In Part 1 of this multi-part article series, I briefly explained what containers are, some benefits of using containers and the scenarios in which they aren’t the best choice, and some generalities about how they work. In Part 2, we discussed popular container solutions, beginning with Docker. In Part 3, we started talking about container security in general and Docker security in particular.

Now, in Part 4, we will continue where we left off in part 3.

To briefly recap some Docker security benefits and challenges: Docker segregates applications from one another, which makes it easier to get insight into how packets are flowing and to identify suspicious patterns, and the ability to use namespaces to limit resources assigned to containers, which can help provide isolation. Capabilities can be assigned to individual processes and containers are assigned a limited set of capabilities so this provides some protection to the host system if a container is breached.

However, because containers don’t run separate instances of the operating system as virtual machines do, but share the same host, the segregation and isolation are not as complete, and the running of the Docker daemon with root permissions opens up a security hole. Thus, in order to implement enterprise-level security in a Dockerized environment, you need to be aware of and put into operation security best practices and utilize security tools and mechanisms beyond the default configurations.


SELinux is the short name for Security-Enhanced Linux. One way to protect your Docker environment is with the SELinux security module. For those who aren’t familiar with Linux Security Modules (LSM), this is a GNU-licensed framework or interface for loading code that extends the functionality of the operating system kernel. For those of us who grew up in a Windows-centric world, these loadable kernel modules (LKMs) are similar to kernel-mode drivers in Windows.

The function of SELinux is to allow you to apply security policies for implementing access controls.
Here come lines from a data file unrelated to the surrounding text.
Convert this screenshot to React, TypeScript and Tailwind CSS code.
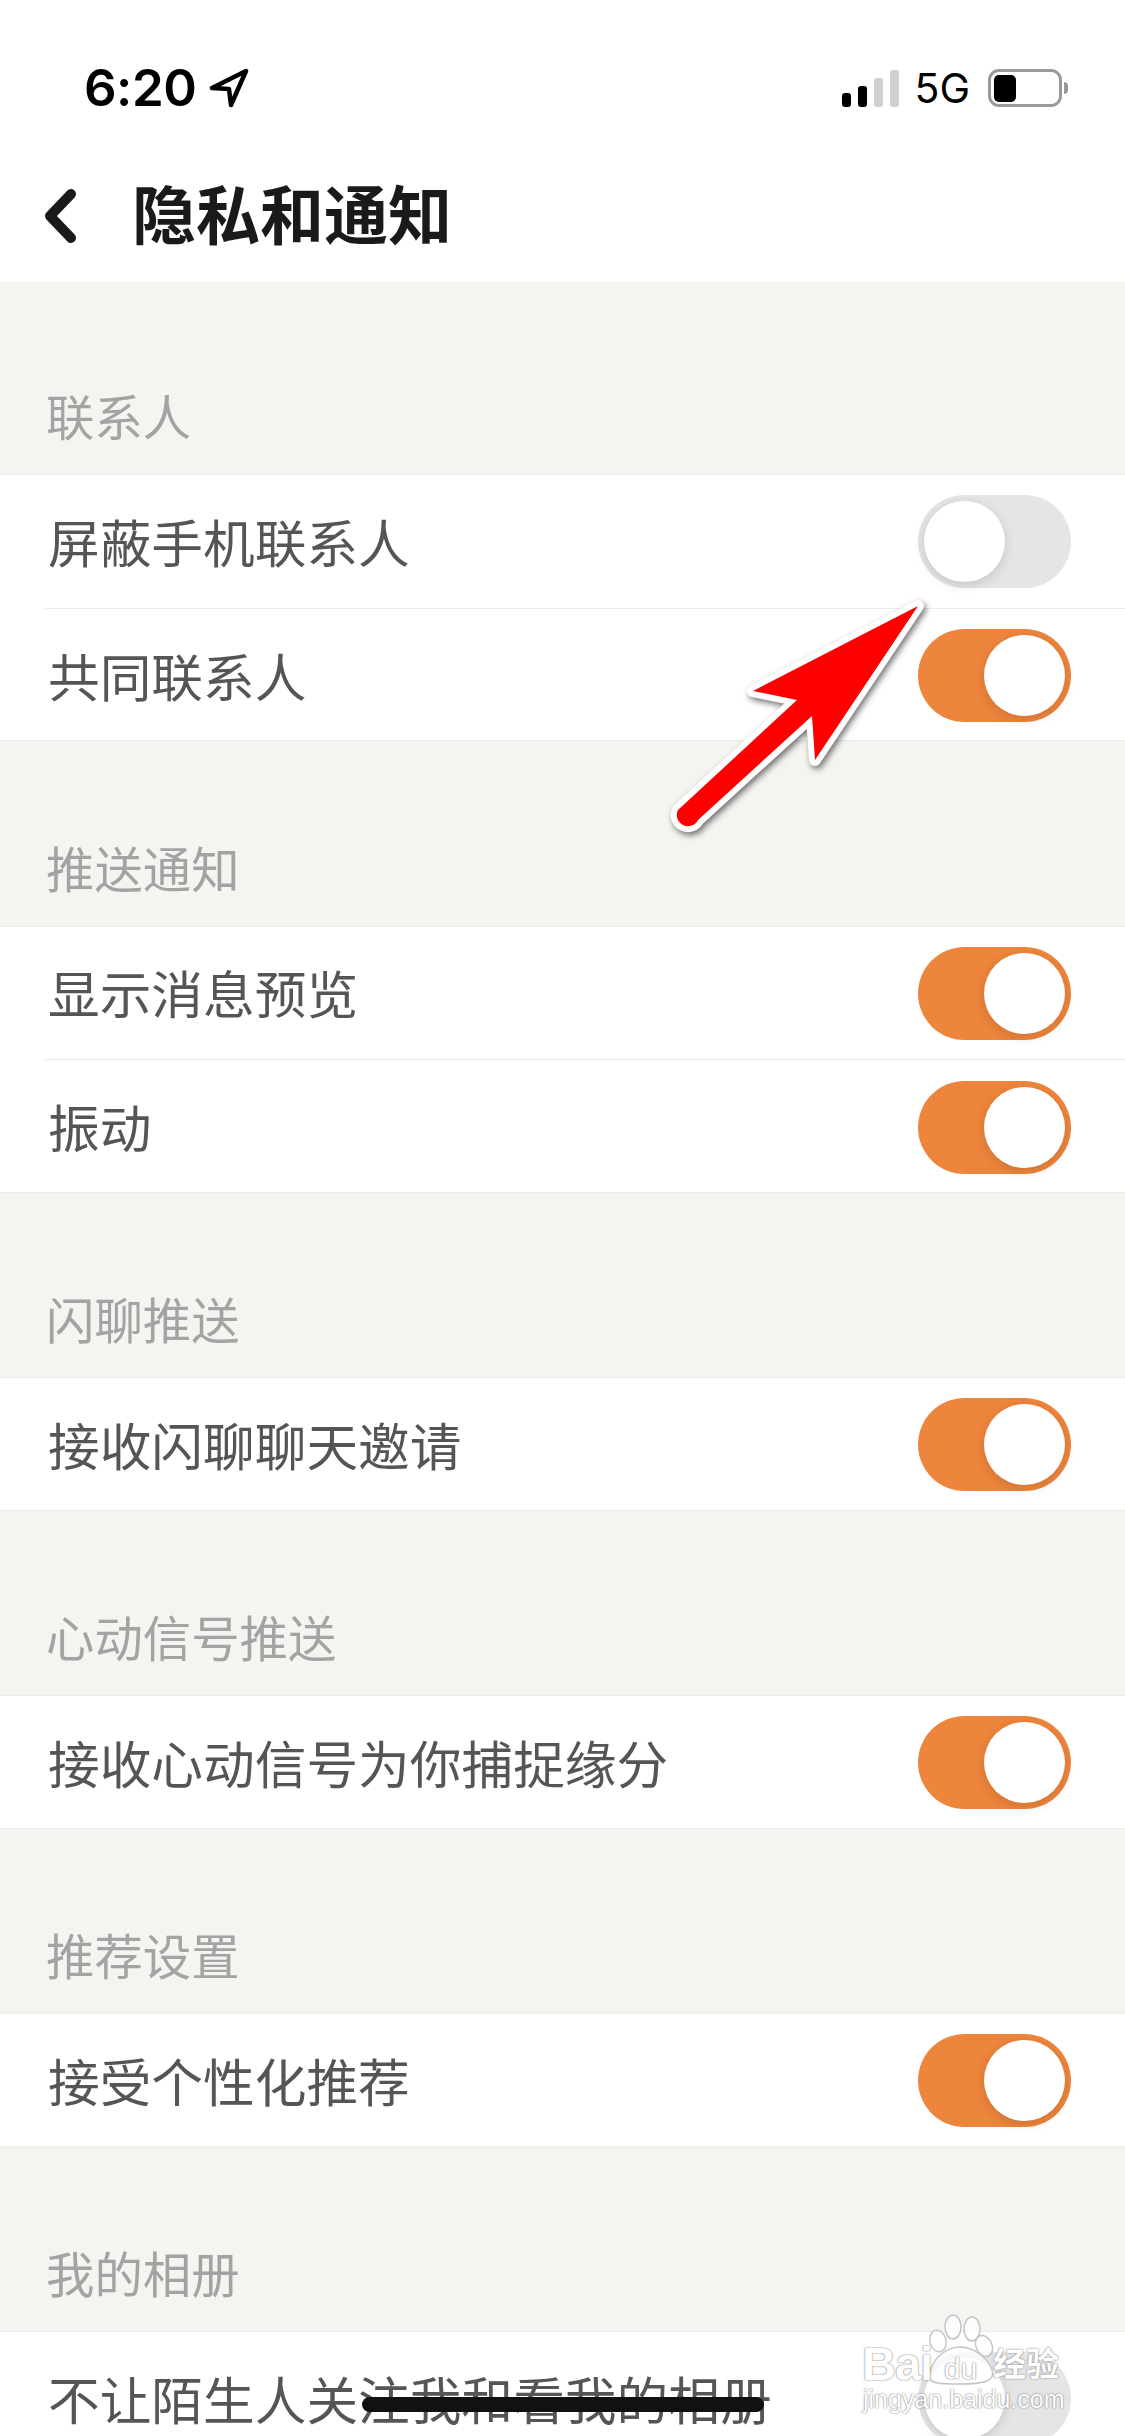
const cjk = "font-['Noto_Sans_CJK_SC','Noto_Sans_CJK_JP',sans-serif]"

type Row = { label: string; on: boolean }
type Group = { title: string; rows: Row[] }

const groups: Group[] = [
  {
    title: "联系人",
    rows: [
      { label: "屏蔽手机联系人", on: false },
      { label: "共同联系人", on: true },
    ],
  },
  {
    title: "推送通知",
    rows: [
      { label: "显示消息预览", on: true },
      { label: "振动", on: true },
    ],
  },
  { title: "闪聊推送", rows: [{ label: "接收闪聊聊天邀请", on: true }] },
  { title: "心动信号推送", rows: [{ label: "接收心动信号为你捕捉缘分", on: true }] },
  { title: "推荐设置", rows: [{ label: "接受个性化推荐", on: true }] },
  { title: "我的相册", rows: [{ label: "不让陌生人关注我和看我的相册", on: false }] },
]

function Toggle({ on }: { on: boolean }) {
  return (
    <div
      className={`mt-[2px] flex h-[93px] w-[153px] shrink-0 items-center rounded-full px-[6px] ${
        on ? "justify-end bg-[#ee853c]" : "justify-start bg-[#e5e5e7]"
      }`}
    >
      <div className="h-[81px] w-[81px] rounded-full bg-white shadow-[0_3px_12px_rgba(0,0,0,0.14)]" />
    </div>
  )
}

function StatusBar() {
  return (
    <div className="flex h-[140px] items-start justify-between pl-[84px] pr-[57px] pt-[63px]">
      <div className="flex items-center gap-[13px]">
        <span className="font-['Inter',sans-serif] text-[51px] font-semibold leading-[50px] tracking-[-0.5px] text-black">
          6:20
        </span>
        <svg width="40" height="40" viewBox="0 0 40 40" fill="none">
          <path
            d="M37 3 L3 20 L20 21 L22 37 Z"
            stroke="#000"
            strokeWidth="4.5"
            strokeLinejoin="round"
          />
        </svg>
      </div>
      <div className="flex items-center pt-[6px]">
        <div className="flex h-[38px] items-end gap-[7px]">
          <div className="h-[14px] w-[9px] rounded-[3px] bg-black" />
          <div className="h-[21px] w-[9px] rounded-[3px] bg-black" />
          <div className="h-[29px] w-[9px] rounded-[3px] bg-[#cfcfcf]" />
          <div className="h-[37px] w-[9px] rounded-[3px] bg-[#cfcfcf]" />
        </div>
        <span className="ml-[15px] font-['Inter',sans-serif] text-[41px] font-normal leading-[38px] text-black">
          5G
        </span>
        <div className="ml-[18px] flex items-center">
          <div className="flex h-[38px] w-[74px] items-center rounded-[11px] border-[3px] border-[#999999] pl-[3px]">
            <div className="h-[27px] w-[22px] rounded-[5px] bg-black" />
          </div>
          <div className="ml-[2px] h-[12px] w-[4px] rounded-r-full bg-[#999999]" />
        </div>
      </div>
    </div>
  )
}

function Header() {
  return (
    <div className="bg-white">
      <StatusBar />
      <div className="flex h-[142px] items-start pl-[42px] pt-[36px]">
        <svg width="36" height="54" viewBox="0 0 36 54" fill="none" className="mt-[13px]">
          <path
            d="M29 5 L8 27 L29 49"
            stroke="#1a1a1a"
            strokeWidth="10"
            strokeLinecap="round"
            strokeLinejoin="round"
          />
        </svg>
        <h1 className={`ml-[54px] text-[64px] font-bold leading-[70px] text-[#1a1a1a] ${cjk}`}>
          隐私和通知
        </h1>
      </div>
    </div>
  )
}

function Section({ group, first }: { group: Group; first: boolean }) {
  return (
    <section>
      <div className={`flex items-end pb-[31px] pl-[46px] ${first ? "h-[192px]" : "h-[184.5px]"}`}>
        <span className={`text-[48.4px] leading-[56px] text-[#a3a3a3] ${cjk}`}>{group.title}</span>
      </div>
      <div className="bg-white shadow-[inset_0_1px_0_#ececec,inset_0_-1px_0_#ececec]">
        {group.rows.map((row, i) => (
          <div
            key={row.label}
            className={`ml-[45px] flex h-[133.5px] items-center justify-between pl-[3px] pr-[54px] ${
              i > 0 ? "border-t border-[#ececec]" : ""
            }`}
          >
            <span className={`text-[51.7px] leading-[60px] text-[#555555] ${cjk}`}>{row.label}</span>
            <Toggle on={row.on} />
          </div>
        ))}
      </div>
    </section>
  )
}

// 截图上的红色标注箭头
function AnnotationArrow() {
  const d = "M918 606 L753 691 L797 700 L678 810 A 11 11 0 0 0 698 820 L812 716 L815 760 Z"
  return (
    <svg
      width="1125"
      height="1000"
      viewBox="0 0 1125 1000"
      fill="none"
      className="pointer-events-none absolute left-0 top-0"
    >
      <path
        d={d}
        fill="#ffffff"
        stroke="#ffffff"
        strokeWidth="12"
        strokeLinejoin="round"
        className="drop-shadow-[2px_3px_3px_rgba(0,0,0,0.55)]"
      />
      <path d={d} fill="#ff0000" />
    </svg>
  )
}

// 百度经验水印
function Watermark() {
  const glow = "[text-shadow:0_0_2px_rgba(110,110,110,0.75),0_0_1px_rgba(110,110,110,0.75)]"
  return (
    <div className="pointer-events-none absolute left-[860px] top-[2310px] h-[110px] w-[210px] text-white">
      <svg
        width="210"
        height="110"
        viewBox="0 0 210 110"
        fill="#ffffff"
        fillOpacity="0.75"
        stroke="#c4c4c4"
        strokeWidth="1.5"
        className="absolute left-0 top-0"
      >
        <ellipse cx="93" cy="17" rx="8" ry="12" />
        <ellipse cx="112" cy="19" rx="8" ry="12" />
        <ellipse cx="78" cy="31" rx="8" ry="11" transform="rotate(-15 78 31)" />
        <ellipse cx="124" cy="36" rx="8" ry="11" transform="rotate(-25 124 36)" />
        <path d="M70 62 C74 46 88 37 100 37 C114 37 128 48 132 60 C136 72 122 74 100 74 C78 74 66 74 70 62 Z" />
      </svg>
      <span
        className={`absolute left-[2px] top-[27px] font-['Liberation_Sans',sans-serif] text-[47px] font-bold leading-[54px] tracking-[-1px] ${glow}`}
      >
        Bai
      </span>
      <span
        className={`absolute left-[84px] top-[42px] font-['Liberation_Sans',sans-serif] text-[30px] leading-[34px] ${glow}`}
      >
        du
      </span>
      <span className={`absolute left-[133px] top-[30px] text-[33px] font-bold leading-[44px] ${cjk} ${glow}`}>
        经验
      </span>
      <span
        className={`absolute left-[3px] top-[74px] font-['Liberation_Sans',sans-serif] text-[25px] leading-[30px] ${glow}`}
      >
        jingyan.baidu.com
      </span>
    </div>
  )
}

export default function App() {
  return (
    <main className="relative h-[2436px] w-[1125px] overflow-hidden bg-[#f5f4f1]">
      <Header />
      {groups.map((group, i) => (
        <Section key={group.title} group={group} first={i === 0} />
      ))}
      <AnnotationArrow />
      {/* 底部黑条 */}
      <div className="absolute left-[362px] top-[2397px] h-[15px] w-[402px] rounded-full bg-[#111111]" />
      <Watermark />
    </main>
  )
}
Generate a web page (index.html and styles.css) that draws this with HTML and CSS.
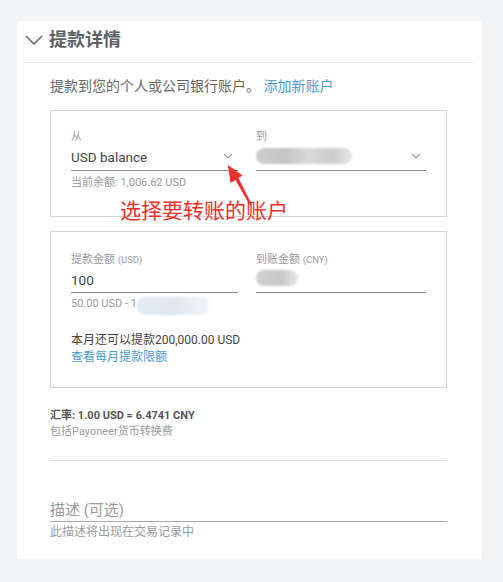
FILE: index.html
```html
<!DOCTYPE html>
<html lang="zh-CN">
<head>
<meta charset="utf-8">
<title>提款详情</title>
<link rel="stylesheet" href="styles.css">
</head>
<body>
<div class="page">
  <section class="panel">
    <header class="panel-head">
      <svg class="head-chev" width="18" height="10" viewBox="0 0 18 10"><path d="M1 1 L9 9 L17 1" fill="none" stroke="#6a6f76" stroke-width="1.6"/></svg>
      <h2 class="title">提款详情</h2>
    </header>
    <div class="panel-body">
      <p class="intro">提款到您的个人或公司银行账户。 <a class="link" href="#">添加新账户</a></p>

      <div class="box box-accounts">
        <div class="fields">
          <div class="field">
            <div class="label">从</div>
            <div class="control">
              <span class="value">USD balance</span>
              <svg class="sel-chev" width="10" height="6" viewBox="0 0 10 6"><path d="M1 1 L5 5 L9 1" fill="none" stroke="#9a9a9a" stroke-width="1.2"/></svg>
            </div>
            <div class="hint">当前余额: 1,006.62 USD</div>
          </div>
          <div class="field">
            <div class="label">到</div>
            <div class="control">
              <span class="blob blob-account"></span>
              <svg class="sel-chev" width="10" height="6" viewBox="0 0 10 6"><path d="M1 1 L5 5 L9 1" fill="none" stroke="#9a9a9a" stroke-width="1.2"/></svg>
            </div>
          </div>
        </div>
      </div>

      <div class="box box-amount">
        <div class="fields">
          <div class="field">
            <div class="label">提款金额 <span class="unit">(USD)</span></div>
            <div class="control control-amount"><span class="value">100</span></div>
            <div class="hint hint-range">50.00 USD - 1<span class="blob blob-range"></span></div>
          </div>
          <div class="field">
            <div class="label">到账金额 <span class="unit">(CNY)</span></div>
            <div class="control control-amount"><span class="blob blob-cny"></span></div>
          </div>
        </div>
        <p class="limit">本月还可以提款200,000.00 USD</p>
        <a class="link small-link" href="#">查看每月提款限额</a>
      </div>

      <div class="rate">
        <p class="rate-main">汇率: 1.00 USD = 6.4741 CNY</p>
        <p class="rate-sub">包括Payoneer货币转换费</p>
      </div>

      <div class="divider"></div>

      <div class="desc">
        <div class="control control-desc"><span class="placeholder">描述 (可选)</span></div>
        <div class="hint">此描述将出现在交易记录中</div>
      </div>
    </div>

    <div class="note">选择要转账的账户</div>
    <svg class="note-arrow" width="40" height="60" viewBox="0 0 40 60">
      <polygon points="8,5 22.5,15.5 18.5,18 32,45 30.2,46 15.5,20 10.5,23" fill="#ee2f2a"/>
    </svg>
  </section>
</div>
</body>
</html>
```

FILE: styles.css
```css
* { box-sizing: border-box; }

html, body {
  margin: 0;
  padding: 0;
  background: #f3f4f6;
  font-family: Roboto, "Noto Sans CJK SC", sans-serif;
  color: #444;
}

.page {
  padding: 21px 0 0 17px;
}

.panel {
  position: relative;
  width: 465px;
  background: #fff;
  box-shadow: 0 1px 3px rgba(0, 0, 0, 0.06);
  padding-bottom: 20px;
}

.panel-head {
  display: flex;
  align-items: center;
  height: 42px;
  margin: 0 9px 0 7px;
  padding: 0 0 4px 1px;
  border-bottom: 1px solid #e5e6e8;
}

.head-chev {
  display: block;
  margin-right: 6px;
  margin-top: 1px;
}

.title {
  margin: 0;
  font-size: 18px;
  font-weight: 700;
  color: #5c6169;
  line-height: 24px;
}

.panel-body {
  padding: 0 35px 0 33px;
}

.intro {
  margin: 13px 0 0;
  font-size: 14px;
  line-height: 20px;
  color: #666;
}

.link {
  color: #4b9bd2;
  text-decoration: none;
}

.box {
  border: 1px solid #d4d4d4;
  padding: 0 20px;
}

.box-accounts {
  margin-top: 14px;
  height: 107px;
  padding-top: 19px;
}

.box-amount {
  margin-top: 14px;
  padding-top: 21px;
  padding-bottom: 21px;
}

.fields {
  display: grid;
  grid-template-columns: 167px 170px;
  column-gap: 18px;
  align-items: start;
}

.label {
  font-size: 11px;
  line-height: 14px;
  color: #9a9a9a;
}

.unit {
  font-size: 9.5px;
}

.control {
  display: flex;
  align-items: center;
  justify-content: space-between;
  height: 27px;
  border-bottom: 1px solid #8a8a8a;
}

.control-amount {
  height: 26px;
}

.value {
  font-size: 13.5px;
  color: #444;
}

.sel-chev {
  display: block;
  margin-right: 5px;
  margin-top: -2px;
}

.hint {
  margin-top: 5px;
  font-size: 11px;
  line-height: 14px;
  color: #9a9a9a;
}

.hint-range {
  margin-top: 4px;
  height: 14px;
  display: flex;
  align-items: center;
}

.blob {
  display: inline-block;
  border-radius: 8px;
  filter: blur(1px);
}

.blob-account {
  width: 96px;
  height: 16px;
  margin-top: -3px;
  background: linear-gradient(90deg, #cfcfcf 0%, #c4c4c4 30%, #dadada 55%, #cdcdcd 80%, #e6e6e6 100%);
}

.blob-cny {
  width: 42px;
  height: 16px;
  margin-top: -4px;
  background: linear-gradient(90deg, #d0d0d0 0%, #c8c8c8 60%, #e8e8e8 100%);
}

.blob-range {
  flex: none;
  width: 72px;
  height: 18px;
  margin: 2px 0 -2px;
  background: linear-gradient(90deg, #e4ecf3 0%, #dfe6ee 50%, #e8eef4 75%, #f2f5f8 100%);
}

.limit {
  margin: 21px 0 0;
  font-size: 12px;
  line-height: 17px;
  color: #444;
}

.small-link {
  display: block;
  font-size: 12px;
  line-height: 17px;
}

.rate {
  margin-top: 20px;
}

.rate p {
  margin: 0;
  font-size: 11px;
  line-height: 16px;
}

.rate-main {
  font-weight: 700;
  color: #555;
}

.rate-sub {
  color: #999;
}

.divider {
  margin-top: 20px;
  border-top: 1px solid #dcdcdc;
}

.desc {
  margin-top: 34px;
}

.control-desc {
  height: 27px;
  border-bottom: 1.5px solid #a8a8a8;
}

.placeholder {
  font-size: 15px;
  color: #9a9a9a;
}

.desc .hint {
  margin-top: 3px;
  font-size: 12px;
}

.note {
  position: absolute;
  left: 103px;
  top: 178px;
  font-size: 21px;
  line-height: 24px;
  color: #ee2f2a;
  white-space: nowrap;
}

.note-arrow {
  position: absolute;
  left: 203px;
  top: 139px;
}
```
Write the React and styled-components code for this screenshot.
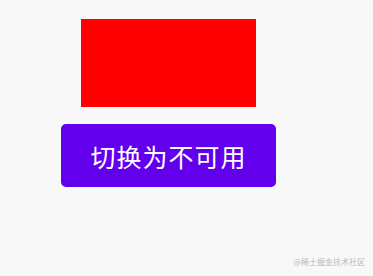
import React from 'react'
import styled, { createGlobalStyle } from 'styled-components'

const Global = createGlobalStyle`
  html, body {
    margin: 0;
    padding: 0;
    background: #f8f8f8;
  }
`

export default function App() {
  return (
    <Page>
      <Global />
      <Column>
        <RedBox />
        <ToggleButton>切换为不可用</ToggleButton>
      </Column>
      <Watermark>@稀土掘金技术社区</Watermark>
    </Page>
  )
}

const Page = styled.div`
  width: 373px;
  height: 276px;
  background: #f8f8f8;
  display: flex;
  flex-direction: column;
  justify-content: space-between;
  box-sizing: border-box;
  overflow: hidden;
`

const Column = styled.div`
  width: 337px;
  padding-top: 19px;
  display: flex;
  flex-direction: column;
  align-items: center;
  gap: 17px;
`

const RedBox = styled.div`
  width: 175px;
  height: 88px;
  background: #ff0000;
`

const ToggleButton = styled.button`
  width: 215px;
  height: 63px;
  border: none;
  border-radius: 5px;
  background: #6200ee;
  color: #ffffff;
  font-family: "Noto Sans CJK SC", sans-serif;
  font-size: 25px;
  letter-spacing: 1px;
  padding: 0;
  cursor: pointer;
`

const Watermark = styled.div`
  align-self: flex-end;
  padding: 0 8px 9px 0;
  font-family: "Noto Sans CJK SC", sans-serif;
  font-size: 8px;
  color: #b8b8b8;
`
Its architecture was actually developed by the NSA (National Security Agency), specifically their Trusted Systems Research Group, based on a mandatory access control (MAC) architecture called Flask. It was then mainstreamed into Linux and ported to FreeBSD and Solaris. SELinux is also a part of the Android security model

The security mechanisms are designed to allow data to be separated according to confidentiality and integrity needs and helps to limit (but doesn’t completely prevent) damage from malicious applications and tampering. Access controls can operate under one of two principles: Allow all by default and specifically select what to deny (blacklisting) or deny all by default and specifically select what to allow (whitelisting).

Policies are sets of rules that allow or deny operations. You can have more than one policy installed, but only one of the policies at a time can be active and in use. The NSA developed SELinux to operate on the principle of “Deny all.” If something isn’t explicitly allowed, then it’s denied. However, that doesn’t work well for all scenarios, so in addition to two principles and two modes, there are also two default policies:

  • Strict policy
  • Targeted policy

A strict policy is one where everything is denied by default. Policy rules define what is allowed. Although this is the most secure, and is the policy provided by the NSA, as you can imagine it can cause problems with users being unable to access what they need in order to get their work done. This is based on the “principle of least privilege.” Targeted policy is the opposite. Everything is allowed by default, then you create deny rules to control access. This is obviously less secure.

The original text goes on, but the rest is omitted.